Narcs Use Shame to Control Victims
And that emotional fear is often one of being shamed and rejected. Shame is a powerful moral or prosocial emotion, leading to primal fears of being judged, found unworthy and rejected. The narc is very good at shaming and blaming the subordinate partner, which causes the victim to cower and comply. Victims often were raised in households with authoritarian or emotionally withholding parents who used coercive control in some form. They are accustomed to Self-blaming, people pleasing and complying to gain “love” and “acceptance” — or to prevent abuse.
Shame helps ensure morality and compliance with social norms. However, abusers use this aspect of our primal emotions to control their victims through unfair guilt and blame-shifting.
The narcissist’s gaslighting and deception can lead to a shame spiral of negative self-evaluation in the victim: (“I’m a bad cook because my husband said he didn’t like my
dinner!”). This can trigger global feelings of unworthiness (“I can’t do anything right”), fear of rejection and disapproval (“No one will like me. I am unlovable.”). The result is a feeling of anxiety because the brain senses all these fears of rejection and negative thinking as a threat — no different than a physical threat. The sympathetic nervous system gets activated, leading to a “fight-or-flight” stress response — merely because the Other-blamer husband made a critical comment about dinner.
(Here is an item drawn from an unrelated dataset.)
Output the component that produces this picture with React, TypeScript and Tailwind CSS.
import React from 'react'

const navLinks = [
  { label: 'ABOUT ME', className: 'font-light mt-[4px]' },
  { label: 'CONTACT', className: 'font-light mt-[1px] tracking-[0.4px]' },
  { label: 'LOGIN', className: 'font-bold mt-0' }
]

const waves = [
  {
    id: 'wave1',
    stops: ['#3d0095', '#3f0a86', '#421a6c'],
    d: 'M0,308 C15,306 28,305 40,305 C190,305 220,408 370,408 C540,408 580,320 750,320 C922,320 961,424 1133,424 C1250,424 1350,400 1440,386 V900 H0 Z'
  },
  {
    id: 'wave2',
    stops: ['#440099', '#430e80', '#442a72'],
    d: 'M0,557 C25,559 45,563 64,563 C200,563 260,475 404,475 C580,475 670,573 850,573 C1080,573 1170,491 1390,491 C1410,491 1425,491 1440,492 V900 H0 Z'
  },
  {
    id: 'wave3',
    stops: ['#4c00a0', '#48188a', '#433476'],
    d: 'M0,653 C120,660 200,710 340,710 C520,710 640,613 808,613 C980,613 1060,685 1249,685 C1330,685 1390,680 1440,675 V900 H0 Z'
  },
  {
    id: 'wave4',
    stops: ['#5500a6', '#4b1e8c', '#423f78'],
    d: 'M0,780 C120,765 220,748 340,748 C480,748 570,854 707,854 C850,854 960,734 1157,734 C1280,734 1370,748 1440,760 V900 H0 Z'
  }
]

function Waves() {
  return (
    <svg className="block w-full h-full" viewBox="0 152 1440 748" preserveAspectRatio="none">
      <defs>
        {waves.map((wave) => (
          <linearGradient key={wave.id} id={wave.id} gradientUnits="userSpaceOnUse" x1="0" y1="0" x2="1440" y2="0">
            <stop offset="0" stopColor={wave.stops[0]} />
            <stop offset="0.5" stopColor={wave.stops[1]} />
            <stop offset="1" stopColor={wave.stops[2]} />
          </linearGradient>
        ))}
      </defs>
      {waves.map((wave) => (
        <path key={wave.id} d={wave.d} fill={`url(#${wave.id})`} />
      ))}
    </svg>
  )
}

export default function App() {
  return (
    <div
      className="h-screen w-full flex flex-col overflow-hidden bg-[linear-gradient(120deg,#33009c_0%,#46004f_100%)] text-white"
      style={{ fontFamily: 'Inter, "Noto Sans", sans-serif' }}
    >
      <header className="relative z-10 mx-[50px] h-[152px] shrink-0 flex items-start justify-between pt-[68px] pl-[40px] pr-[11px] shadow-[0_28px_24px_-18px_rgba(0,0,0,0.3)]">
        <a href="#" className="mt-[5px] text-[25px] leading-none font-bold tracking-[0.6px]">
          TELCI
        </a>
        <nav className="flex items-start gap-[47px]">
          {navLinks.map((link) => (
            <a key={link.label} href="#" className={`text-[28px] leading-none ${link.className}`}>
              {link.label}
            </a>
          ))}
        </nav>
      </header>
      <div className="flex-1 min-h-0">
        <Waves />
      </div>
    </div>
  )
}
However, if the victim can strengthen her self-worth and stop seeing the abuser as powerful, her feelings of shame and guilt will no longer be activated. Breaking the shame/fear connection brings a much calmer emotional state.
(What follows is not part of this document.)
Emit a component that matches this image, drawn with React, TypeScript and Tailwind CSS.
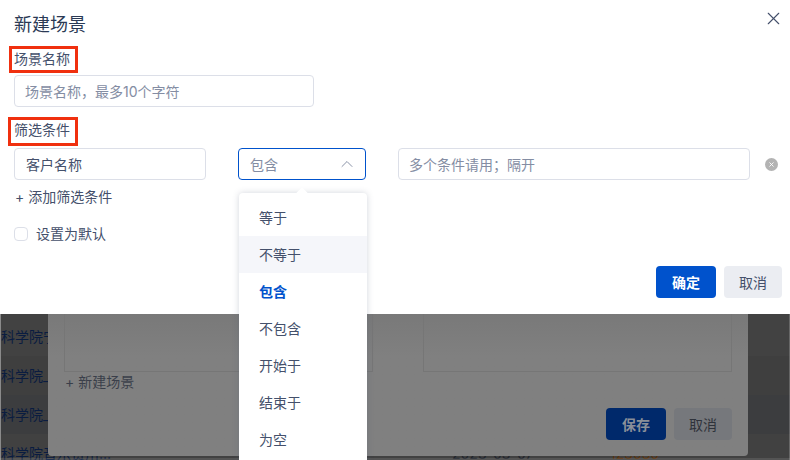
import React from 'react';
import { X, ChevronUp } from 'lucide-react';

const font = "font-['Inter','Noto_Sans_CJK_SC',sans-serif]";

const options = ['等于', '不等于', '包含', '不包含', '开始于', '结束于', '为空'];

const SceneDialog = () => (
  <div className="relative h-[314px] shrink-0 bg-white pt-[12px] pr-[8px] pl-[14px]">
    <h2 className="text-[18px] leading-[26px] font-normal text-[#2b3a55]">新建场景</h2>
    <button className="absolute top-[8px] left-[763px] text-[#44506b]">
      <X className="h-[21px] w-[21px]" strokeWidth={1.3} />
    </button>

    {/* 名称 */}
    <div className="mt-[10px] text-[14px] leading-[22px] text-[#44506b]">场景名称</div>
    <div className="mt-[5px] flex h-[32px] w-[300px] items-center rounded border border-[#dcdfe8] px-[10px] text-[14px] text-[#848da3]">
      场景名称，最多10个字符
    </div>

    {/* 筛选条件 */}
    <div className="mt-[12px] text-[14px] leading-[22px] text-[#44506b]">筛选条件</div>
    <div className="mt-[7px] flex items-center">
      <div className="flex h-[32px] w-[192px] shrink-0 items-center rounded border border-[#dcdfe8] px-[11px] text-[14px] text-[#44506b]">
        客户名称
      </div>
      <div className="ml-[32px] flex h-[32px] w-[128px] shrink-0 items-center justify-between rounded border border-[#0052cc] pr-[8px] pl-[11px] text-[14px] text-[#848da3]">
        包含
        <ChevronUp className="h-[20px] w-[20px] text-[#8a93a8]" strokeWidth={1.2} />
      </div>
      <div className="ml-[32px] flex h-[32px] w-[352px] shrink-0 items-center rounded border border-[#dcdfe8] px-[10px] text-[14px] text-[#848da3]">
        多个条件请用；隔开
      </div>
      <div className="ml-[15px] flex h-[13px] w-[13px] shrink-0 items-center justify-center rounded-full bg-[#b3b3b3] text-white">
        <X className="h-[7px] w-[7px]" strokeWidth={3} />
      </div>
    </div>

    <div className="mt-[6px] pl-[1px] text-[14px] leading-[22px] text-[#44506b]">+ 添加筛选条件</div>

    <label className="mt-[15px] flex items-center text-[14px] leading-[22px] text-[#44506b]">
      <span className="mr-[8px] h-[14px] w-[14px] rounded-sm border border-[#dcdfe8] bg-white" />
      设置为默认
    </label>

    <div className="mt-[21px] flex justify-end gap-[8px]">
      <button className="h-[32px] w-[60px] rounded bg-[#0052cc] text-[14px] font-bold text-white">确定</button>
      <button className="h-[32px] w-[58px] rounded bg-[#ebedf2] text-[14px] text-[#44506b]">取消</button>
    </div>

    {/* 红色标注框 */}
    <div className="absolute top-[46px] left-[9px] h-[27px] w-[69px] border-[3px] border-[#f0300f]" />
    <div className="absolute top-[117px] left-[8px] h-[29px] w-[70px] border-[3px] border-[#f0300f]" />
  </div>
);

// 弹窗后面被遮罩压暗的表格
const BackdropTable = () => (
  <div className="h-[146px] shrink-0 overflow-hidden border-l border-[#8a8a8a] text-[14px] leading-[22px] whitespace-nowrap text-[#0a1c40]">
    <div className="flex h-[42px] items-center bg-[#424242] pt-[3px]">科学院宁波</div>
    <div className="flex h-[39px] items-center bg-[#3f3f3f]">科学院_</div>
    <div className="flex h-[39px] items-center bg-[#3c3d3f]">科学院_</div>
    <div className="flex h-[39px] items-center bg-[#414141]">
      <span className="w-[451px] shrink-0">科学院音乐费用...</span>
      <span className="w-[158px] shrink-0 text-[#20242c]">2023-03-07</span>
      <span className="text-[#5a3410]">123030</span>
    </div>
  </div>
);

export default function App() {
  return (
    <div className={`relative flex h-[460px] w-[790px] flex-col overflow-hidden ${font}`}>
      <SceneDialog />
      <BackdropTable />
      <div className="absolute bottom-0 left-0 h-[2px] w-full bg-white/10" />
      <div className="absolute top-[314px] right-0 h-[146px] w-px bg-white/20" />

      {/* 背景弹窗 */}
      <div className="absolute top-[314px] left-[48px] h-[142px] w-[700px] rounded-b bg-linear-to-b from-[#797979] to-[#808080] to-[30%]">
        <div className="flex gap-[50px] px-[16px]">
          <div className="h-[58px] w-[309px] border-r border-b border-l border-[#767676]" />
          <div className="h-[58px] w-[309px] border-r border-b border-l border-[#767676]" />
        </div>
        <div className="mt-[-1px] pl-[17px] text-[14px] leading-[22px] text-[#3a3f4a]">+ 新建场景</div>
        <div className="mt-[15px] flex justify-end gap-[8px] pr-[16px]">
          <div className="flex h-[32px] w-[60px] items-center justify-center rounded bg-[#00296b] text-[14px] font-bold text-[#8a8f99]">保存</div>
          <div className="flex h-[32px] w-[58px] items-center justify-center rounded bg-[#76787c] text-[14px] text-[#2f333b]">取消</div>
        </div>
      </div>

      {/* 下拉菜单 */}
      <div className="absolute top-[193px] left-[239px] h-[280px] w-[128px] rounded bg-white pt-[6px] shadow-[0_0_6px_rgba(80,90,120,0.25)]">
        {options.map((o) => (
          <div
            key={o}
            className={`flex h-[37px] items-center pl-[20px] text-[14px] ${
              o === '不等于' ? 'bg-[#f5f6fa] text-[#44506b]' : o === '包含' ? 'font-bold text-[#0052cc]' : 'text-[#44506b]'
            }`}
          >
            {o}
          </div>
        ))}
      </div>
      <div className="absolute top-[189px] left-[298px] h-[8px] w-[8px] rotate-45 bg-white" />
    </div>
  );
}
Many recovered abuse victims report feeling a sense that they no longer care so much about what their coercive partner thinks. This is healthy! Most victims are Self-blamers who take on too much guilt and responsibility for the emotional or physical needs of others. These people-pleasers have been trained by narcissists (partners, parents or siblings) to believe they must make the narcissist feel good or at least not feel ashamed.
Self-blamers often believe them must rescue narcissists from accountability — often called “enabling” behaviors. Narcissists want to be in relationship only with those who will not blame or shame them — they fear feelings of inferiority and the resulting demands for moral accountability and change. Other-blamers choose, groom and train victims to over-focus on the narcissist’s needs and to never criticize the narcissist. Victims learn to placate the abuser, which is an adaptive response to avoid more abuse — but certainly is not healthy for the victim.
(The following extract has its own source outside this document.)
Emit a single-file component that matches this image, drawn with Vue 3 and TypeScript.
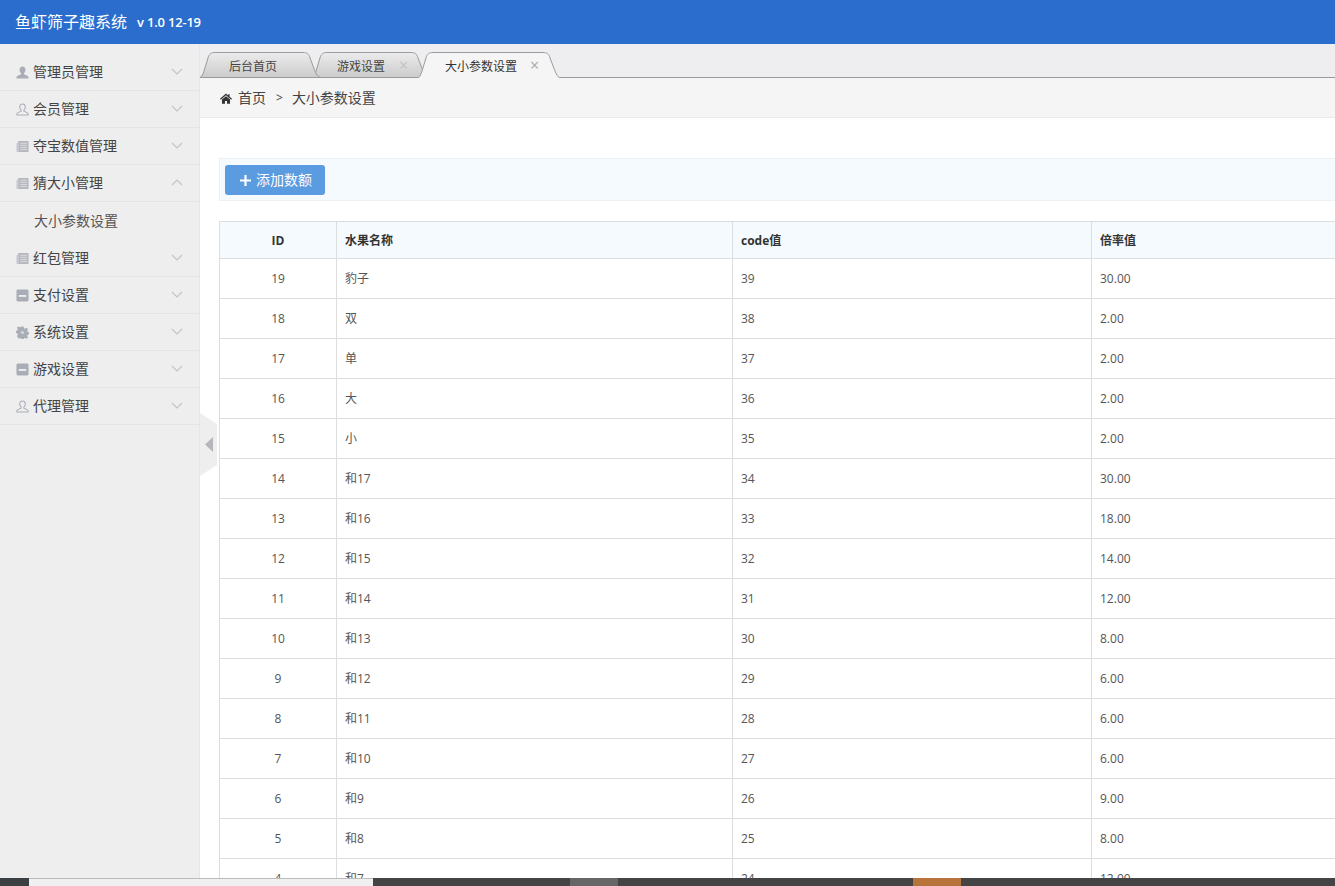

The trauma bond is one of domination and subordination, therefore once the submissive partner gains some feeling of empowerment, the bond can be broken.
For the victim, this often feels like a significant “shift” internally, because it is! Many people describe this as feeling less triggered when the narc tries to criticize them, demean them, or bully them. They take things that the narc says less personally. What has happened is the victim’s shame is no longer entrained or responsive to the narc’s blame shifting and shaming.
Educate yourself on the fact that all of the various behaviors of narcissists are merely a cover for their core wound — that they feel unworthy and deeply shamed. Learn to spot the surface behaviors (grandiosity, victimhood, defensive anger, blame shifting, false fronts of decency, lying, immoral behavior, etc). But also recognize that these are meant to protect the narc from being judged, criticized or shamed.
Work on your own sensitivity to shame and criticism. Gain self-acceptance by learning to be self-compassionate.
Once you make this shift, you will be able to take the narc’s criticism and blame less personally — a feeling that their words are just washing over you without meaning. One client of mine visualizes a shield around her — like a sheet of galvanized steel — to help her remember to let the Other-blamer’s abusive words and behavior bounce right off.
If you make this shift, you will be less angry and defensive because your shame has not been triggered. You will find yourself no longer making excuses or explaining your choices. Your responses will be more matter-of-fact and neutral. You may have less dread of dealing with the narc and arguments may decrease substantially.
Recognize that Other-blamers use the emotional power of shame to control you — but that you must accept this emotional tradeoff for this dynamic to work. If you refuse to accept their unwarranted dumping of blame onto you and stop reacting to it with defensiveness and explaining, you can break free of this cycle. So the next time a narcissist tries to shift their guilt onto you recognize their tactics, then pause and reflect on your real guilt if any. Next, calmly respond with as little emotion as possible. Just because the narc makes a statement (probably false), does not mean you are obliged to explain or justify your own behavior. Your power lies in not engaging emotionally or conversationally with the narcissist.